Ekuitas Jiwasraya negatif hingga Rp 37,6 triliun per Juli 2020. Koordinator Masyarakat Anti Korupsi Indonesia (MAKI) Boyamin Saiman menilai, praktik manipulasi laporan keuangan atau window dressing 2008-2017 merupakan salah satu faktornya.
Kondisi keuangan Jiwasraya yang minus saat ini juga disebabkan adanya produk-produk asuransi dengan bunga pasti yang tinggi. Salah satunya, produk JS Saving Plan yang memiliki bunga pasti mulai dari 7% hingga 10% net per tahun.
"Sudah menjadi fakta, Jiwasraya sudah megap-megap sejak 2017. Saat itu juga sudah banyak nasabah yang mencium JS Saving Plan masuk dalam kategori ponzi," katanya lewat siaran pers, Rabu (30/9).
Skema Ponzi adalah modus investasi palsu yang membayarkan keuntungan kepada investor dari uang mereka sendiri atau uang yang dibayarkan oleh investor berikutnya.
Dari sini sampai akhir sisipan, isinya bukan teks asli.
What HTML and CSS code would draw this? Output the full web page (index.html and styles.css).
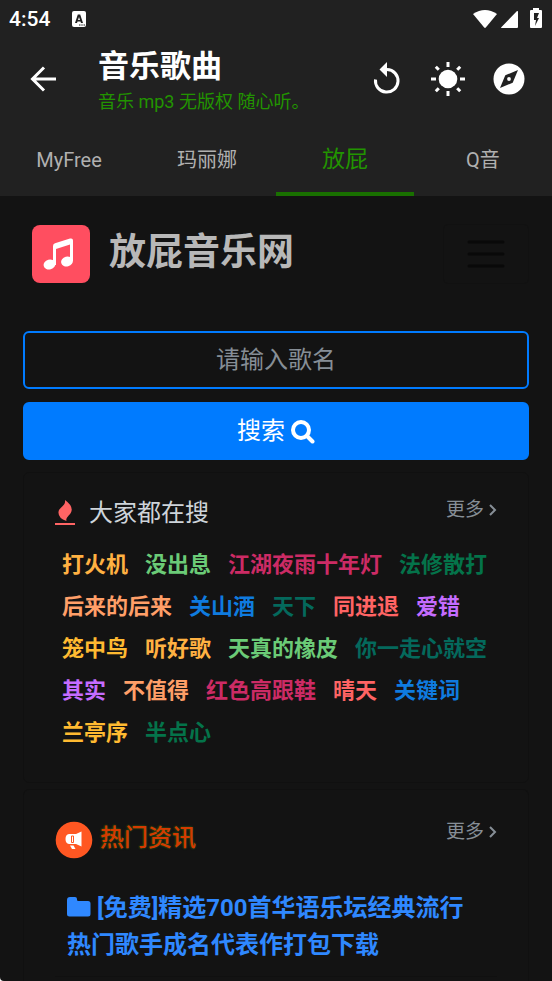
FILE: index.html
```html
<!DOCTYPE html>
<html lang="zh-CN">
<head>
<meta charset="utf-8">
<meta name="viewport" content="width=device-width, initial-scale=1">
<title>音乐歌曲</title>
<link rel="stylesheet" href="styles.css">
</head>
<body>
<div class="app">
  <header class="top">
    <div class="status">
      <span class="clock">4:54</span>
      <svg class="badge" width="15" height="17" viewBox="0 0 15 17" aria-hidden="true"><rect width="14" height="16" rx="2" fill="#fff"/><path d="M3 12 5.800 3.500h2.400L11 12H9l-.5-1.600h-3L5 12zM6 9h2L7 6z" fill="#212121"/><path d="M7 14h1.500M9.300 14h1.400M11.500 14h1.500" stroke="#212121"/></svg>
      <svg class="signals" width="70" height="22" viewBox="0 0 70 22" fill="#fff" aria-hidden="true">
        <path d="M0 6Q12-2 24 6L12.800 19.500Q12 20.300 11.200 19.500Z"/>
        <path d="M45 4v15q0 1-1 1H29q-1.500 0-.5-1L44 3q1-.5 1 1z"/>
        <path fill-rule="evenodd" d="M60 2V0h6v2h2q1 0 1 1v16q0 1-1 1H58q-1 0-1-1V3q0-1 1-1zM61 5v7h2l-1 6 4-8h-2l2-5z"/>
      </svg>
    </div>
    <div class="bar">
      <button class="icon back" aria-label="返回"><svg width="26" height="26" viewBox="0 0 26 26" fill="none" stroke="#fff" stroke-width="3"><path d="M26 13H3M14 1.500 2.500 13 14 24.500"/></svg></button>
      <div class="titles">
        <h1>音乐歌曲</h1>
        <p>音乐 mp3 无版权 随心听。</p>
      </div>
      <div class="actions">
        <button class="icon" aria-label="刷新"><svg width="34" height="34" viewBox="0 0 34 34"><path d="M5.500 17.500A11.300 11.300 0 1 0 17 7.500" fill="none" stroke="#fff" stroke-width="3"/><path d="M17 0v15L9.500 7.500z" fill="#fff"/></svg></button>
        <button class="icon" aria-label="主题"><svg width="34" height="34" viewBox="0 0 34 34" stroke="#fff" stroke-width="3"><circle cx="17" cy="17" r="9.300" fill="#fff" stroke="none"/><path d="M17 0v5M17 29v5M0 17h5M29 17h5M4.800 4.800l3 3M26.200 26.200l3 3M4.800 29.200l3-3M26.200 7.800l3-3"/></svg></button>
        <button class="icon" aria-label="浏览器"><svg width="34" height="34" viewBox="0 0 34 34"><circle cx="17" cy="17" r="15.500" fill="#fff"/><path d="M26 8l-5.300 12.700L8 26l5.300-12.700z" fill="#212121"/><circle cx="17" cy="17" r="1.900" fill="#fff"/></svg></button>
      </div>
    </div>
    <nav class="tabs">
      <a href="#myfree">MyFree</a>
      <a href="#manila">玛丽娜</a>
      <a href="#fangpi" class="active" aria-current="page">放屁</a>
      <a href="#qyin">Q音</a>
    </nav>
  </header>

  <main class="page">
    <div class="brand">
      <svg class="logo" width="60" height="60" viewBox="0 0 60 60" aria-hidden="true"><rect x="1" y="1" width="58" height="58" rx="8" fill="#ff4e60"/><g fill="#fff"><ellipse cx="18.500" cy="40.500" rx="6" ry="4.800" transform="rotate(-15 18.500 40.500)"/><ellipse cx="36" cy="37.500" rx="6" ry="4.800" transform="rotate(-15 36 37.500)"/><path d="M22 22q0-2 2-2.700l15-4.700q3-.8 3 2V37h-3V20.500l-14 4.500V41h-3z"/></g></svg>
      <h2>放屁音乐网</h2>
      <button class="menu" aria-label="菜单"><svg width="38" height="30" viewBox="0 0 38 30" stroke="#090909" stroke-width="3" stroke-linecap="round"><path d="M2 3h34M2 15h34M2 27h34"/></svg></button>
    </div>

    <form class="search">
      <input type="text" placeholder="请输入歌名" aria-label="歌名">
      <button type="button">搜索<svg width="24" height="24" viewBox="0 0 24 24" fill="none" stroke="#fff" stroke-width="4"><circle cx="10" cy="10" r="8"/><path d="M16 16l5.500 5.500" stroke-linecap="round"/></svg></button>
    </form>

    <section class="card hot">
      <div class="head">
        <svg width="20" height="26" viewBox="0 0 20 26" aria-hidden="true"><path d="M10 0q7 5 6.700 10c-.3 5-6.700 7-5.200 11Q3 18 3.500 12C4 7 11 6 10 0z" fill="#ff6464"/><path d="M0 24h20" stroke="#ff6464" stroke-width="2"/></svg>
        <h3>大家都在搜</h3>
        <a class="more" href="#hot">更多<svg width="8" height="12" viewBox="0 0 8 12" fill="none" stroke="#868e96" stroke-width="2"><path d="M1 1l5 5-5 5"/></svg></a>
      </div>
      <div class="tags">
        <a href="#s" class="orange">打火机</a><a href="#s" class="green">没出息</a><a href="#s" class="pink">江湖夜雨十年灯</a><a href="#s" class="forest">法修散打</a>
        <a href="#s" class="peach">后来的后来</a><a href="#s" class="blue">关山酒</a><a href="#s" class="teal">天下</a><a href="#s" class="red">同进退</a><a href="#s" class="purple">爱错</a>
        <a href="#s" class="yellow">笼中鸟</a><a href="#s" class="orange">听好歌</a><a href="#s" class="green">天真的橡皮</a><a href="#s" class="teal">你一走心就空</a>
        <a href="#s" class="purple">其实</a><a href="#s" class="peach">不值得</a><a href="#s" class="pink">红色高跟鞋</a><a href="#s" class="red">晴天</a><a href="#s" class="blue">关键词</a>
        <a href="#s" class="yellow">兰亭序</a><a href="#s" class="forest">半点心</a>
      </div>
    </section>

    <section class="card news">
      <div class="head">
        <svg width="38" height="38" viewBox="0 0 38 38" aria-hidden="true"><circle cx="19" cy="19" r="18.300" fill="#ff5722"/><path d="M26.500 10.500v15l-5.500-2.500H14q-3.500-.5-3.500-5t3.500-5h7z" fill="#fff"/><path d="M16.500 15v6.500h2V15z" fill="none" stroke="#ff5722"/><path d="M15 24.500h3.500l2 3.500h-3.500z" fill="#fff"/></svg>
        <h3>热门资讯</h3>
        <a class="more" href="#news">更多<svg width="8" height="12" viewBox="0 0 8 12" fill="none" stroke="#868e96" stroke-width="2"><path d="M1 1l5 5-5 5"/></svg></a>
      </div>
      <a class="article" href="#article"><svg width="24" height="20" viewBox="0 0 24 20" fill="#2f88ff" aria-hidden="true"><path d="M0 3q0-3 3-3h5q2 0 2 2v1q0 1 1.500 1H21q2.500 0 2.500 2.500V17q0 2.500-2.500 2.500H2.500Q0 19.500 0 17z"/></svg>[免费]精选700首华语乐坛经典流行热门歌手成名代表作打包下载</a>
    </section>
  </main>
</div>
</body>
</html>
```
FILE: styles.css
```css
* { box-sizing: border-box; }
html { background: #fff; }
body {
  margin: 0;
  font-family: Roboto, "Noto Sans CJK SC", sans-serif;
  color: #fff;
}
h1, h2, h3, p { margin: 0; }
a { text-decoration: none; color: inherit; }
button, input { font: inherit; color: inherit; }
svg { flex: none; }

.app {
  display: flex;
  flex-direction: column;
  min-height: 100vh;
  background: #131313;
  border-bottom-left-radius: 4px;
}

.top { background: #212121; }
.status {
  display: flex;
  align-items: center;
  height: 38px;
  padding: 0 9px;
}
.clock { font-size: 21px; font-weight: 500; line-height: 38px; }
.badge { margin-left: 22px; }
.signals { margin-left: auto; }

.bar {
  display: flex;
  align-items: center;
  height: 86px;
  padding: 0 26px 4px 30px;
}
.icon {
  display: flex;
  padding: 0;
  border: 0;
  background: none;
}
.titles { flex: 1; margin-left: 42px; padding-top: 6px; }
.titles h1 { font-size: 31px; line-height: 40px; font-weight: 700; }
.titles p { font-size: 18px; line-height: 30px; color: #229400; }
.actions { display: flex; gap: 27px; }

.tabs { display: grid; grid-template-columns: repeat(4, 1fr); }
.tabs a {
  height: 72px;
  border-bottom: 4px solid transparent;
  font-size: 20px;
  line-height: 72px;
  text-align: center;
  color: #b0b0b0;
}
.tabs .active {
  font-size: 23px;
  color: #229400;
  border-color: #197000;
}

.page {
  display: flex;
  flex-direction: column;
  flex: 1;
  padding: 28px 23px 0;
}
.brand { display: flex; align-items: center; padding-left: 8px; }
.brand h2 {
  flex: 1;
  margin-left: 18px;
  padding-bottom: 2px;
  font-size: 37px;
  line-height: 52px;
  font-weight: 700;
  color: #b8b8b8;
}
.menu {
  display: flex;
  align-items: center;
  justify-content: center;
  width: 86px;
  height: 60px;
  border: 1px solid #111;
  border-radius: 5px;
  background: none;
}

.search { display: grid; gap: 13px; margin-top: 47px; }
.search input, .search button {
  width: 100%;
  height: 58px;
  border: 2px solid #007bff;
  border-radius: 6px;
  font-size: 24px;
  text-align: center;
}
.search input { background: transparent; }
.search input::placeholder { color: #868e96; opacity: 1; }
.search button {
  display: flex;
  align-items: center;
  justify-content: center;
  gap: 6px;
  padding-bottom: 6px;
  background: #007bff;
}
.search button svg { margin-top: 6px; }

.card {
  margin-top: 12px;
  padding: 0 31px;
  border: 1px solid #101010;
  border-radius: 6px;
}
.head { display: flex; align-items: center; }
.head h3 { font-size: 24px; line-height: 40px; font-weight: 400; }
.more {
  display: flex;
  align-items: center;
  gap: 5px;
  margin-left: auto;
  padding-bottom: 6px;
  font-size: 19px;
  line-height: 28px;
  color: #868e96;
}

.hot { min-height: 311px; padding-top: 20px; }
.hot h3 { margin-left: 14px; color: #ced4da; }
.tags {
  display: flex;
  flex-wrap: wrap;
  column-gap: 17px;
  margin-top: 11px;
  padding-left: 7px;
  margin-right: -7px;
  font-size: 22px;
  line-height: 42px;
  font-weight: 700;
}
.orange { color: #ffb142; }
.green { color: #6bcb77; }
.pink { color: #cc2b65; }
.forest { color: #04734a; }
.peach { color: #ff9f68; }
.blue { color: #0f7bdf; }
.teal { color: #04695c; }
.red { color: #ff6464; }
.purple { color: #c56cff; }
.yellow { color: #ffba31; }

.news { flex: 1; margin-top: 6px; padding-top: 28px; border-bottom: 0; border-radius: 6px 6px 0 0; }
.news h3 {
  margin-left: 7px;
  padding-bottom: 4px;
  font-weight: 500;
  color: #d43a00;
  text-shadow: 0 0 2px #3f7a10;
}
.news .more { padding-bottom: 16px; }
.article {
  display: block;
  padding: 28px 12px 12px;
  border-bottom: 1px solid #101010;
  font-size: 24px;
  line-height: 37px;
  font-weight: 700;
  color: #2f88ff;
}
.article svg { margin-right: 6px; vertical-align: -1px; }
```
Ini bukan dari keuntungan yang diperoleh oleh individu atau organisasi yang menjalankan usaha.
Menurut Boyamin, manajemen Jiwasraya yang menjadi terdakwa kasus korupsi, menempatkan portofolio investasi Jiwasraya pada saham-saham berkualitas rendah. Investasi itu, baik secara langsung atau dibungkus dengan reksadana perusahaan milik terdakwa lainnya yakni Benny Tjokrosaputro dan Heru Hidayat.
Sementara aset likuid yang selama ini dimiliki Jiwasraya, telah habis karena tren pencairan klaim JS Saving Plan telah menunjukkan peningkatan yang signifikan sejak awal 2017. Akibatnya, manajemen Jiwasraya sudah tidak memiliki aset yang likuid untuk menutup klaim yang besar saat nasabah ingin mencairkan dana investasinya.
Setelah tidak memiliki aset yang likuid itu lah yang menyebabkan Jiwasraya mengumumkan gagal bayar dalam surat bertanggal 15 Oktober 2018 kepada nasabah. Saat itu yang menjabat sebagai Direktur Utama asuransi milik pemerintah adalah Asmawi Syam.